AMY GOODMAN: And finally, Ryna Workman, your final comment? Also, who ousted you as president of NYU’s Law School Bar Association?
RYNA WORKMAN: So, the SBA, the Student Bar Association, originally initiated proceedings against me, but since have all resigned. But currently, due to messaging from Dean McKenzie, I am suspended until further notice from all of my presidential duties. And so, even though I cannot say anything or do anything as SBA president, I still want to say, as a person, that we should all be calling for a ceasefire and an end to this genocide.
AMY GOODMAN: Ryna Workman, I want to thank you for being with us, NYU law student who had a job offer rescinded after speaking out in support of Palestinian rights and calling for a ceasefire, and Dima Khalidi, founder of Palestine Legal. I’m Amy Goodman. Thank you for joining us.
Others attacked have included US House Rep Rashida Tlaib. Her basic statements are too much for some -- such as House lunatic Marjorie Taylor Greene -- to take. Here's an example of a statement by Rashida:
U.S. military support for Israel with absolutely no conditions on upholding human rights has not brought peace and justice to the region. This resolution is not a serious examination of the root causes of the violence we are witnessing and doubles down on decades of failed policy. Achieving a just and lasting peace where Israelis and Palestinians have equal rights and freedoms, and where no person lives in fear for their safety, requires ending the blockade, occupation, and dehumanizing system of apartheid. I urge my colleagues to support our Ceasefire Now Resolution to call for an immediate de-escalation and ceasefire, to send humanitarian aid and assistance to Gaza, and to save as many lives as possible.

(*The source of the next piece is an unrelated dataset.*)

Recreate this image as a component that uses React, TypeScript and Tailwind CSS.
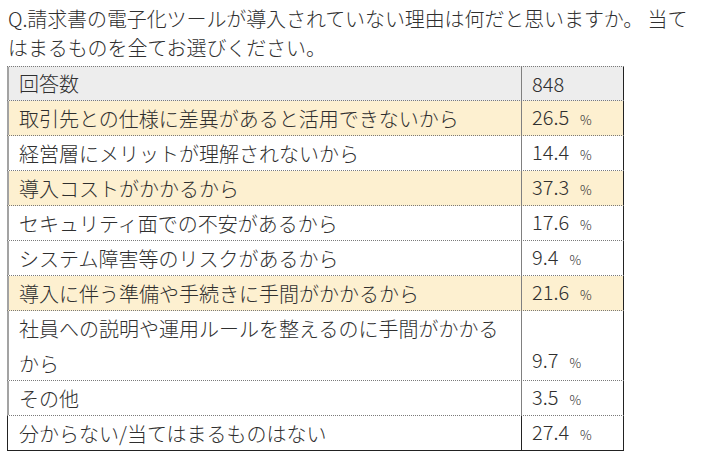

Ramirez: It’s a shame that while they’re doing that, you have the Marjorie Taylor Greenes (R-GA) of the world out there spewing so much hate, hate for people who are [peacefully] protesting the injustices of Palestinians, and [she’s] calling them insurrectionists. You have members here who call some of us Hamas. Why? Because we dare to take a stand for injustice and Palestinian children? It is really scary that they are weaponizing this moment and putting [the] lives of people in this country that they say they love so much at risk … and there are no consequences for their actions.
And these are the same people that are constantly attacking and bullying people like me, people like Congresswoman Rashida Tlaib (D-MI), people like Rep. Cori Bush (D-MO), people like Rep. Summer Lee (D-PA), people like Rep. Ilhan Omar (D-MN). It is really unfortunate that this is a moment that our children and our young people are having to witness this from their highest level of government representatives.
BLOOMEKATZ: You talked about the murder of a six-year-old Wadea, and also of this horrible hate attack in Lombard. How do you think Illinois — and Chicago — how can we move forward as a state and as residents here in a way that combats this?
RAMIREZ: Look, you need to call out that people who are using hateful rhetoric, be it in Illinois, be it in the city of Chicago, and that have any … influence, or are in any leadership positions, need to be censured. They need to be responsible for the deaths and the violence against our communities. And these are Jewish communities, these are Muslim communities, immigrant communities.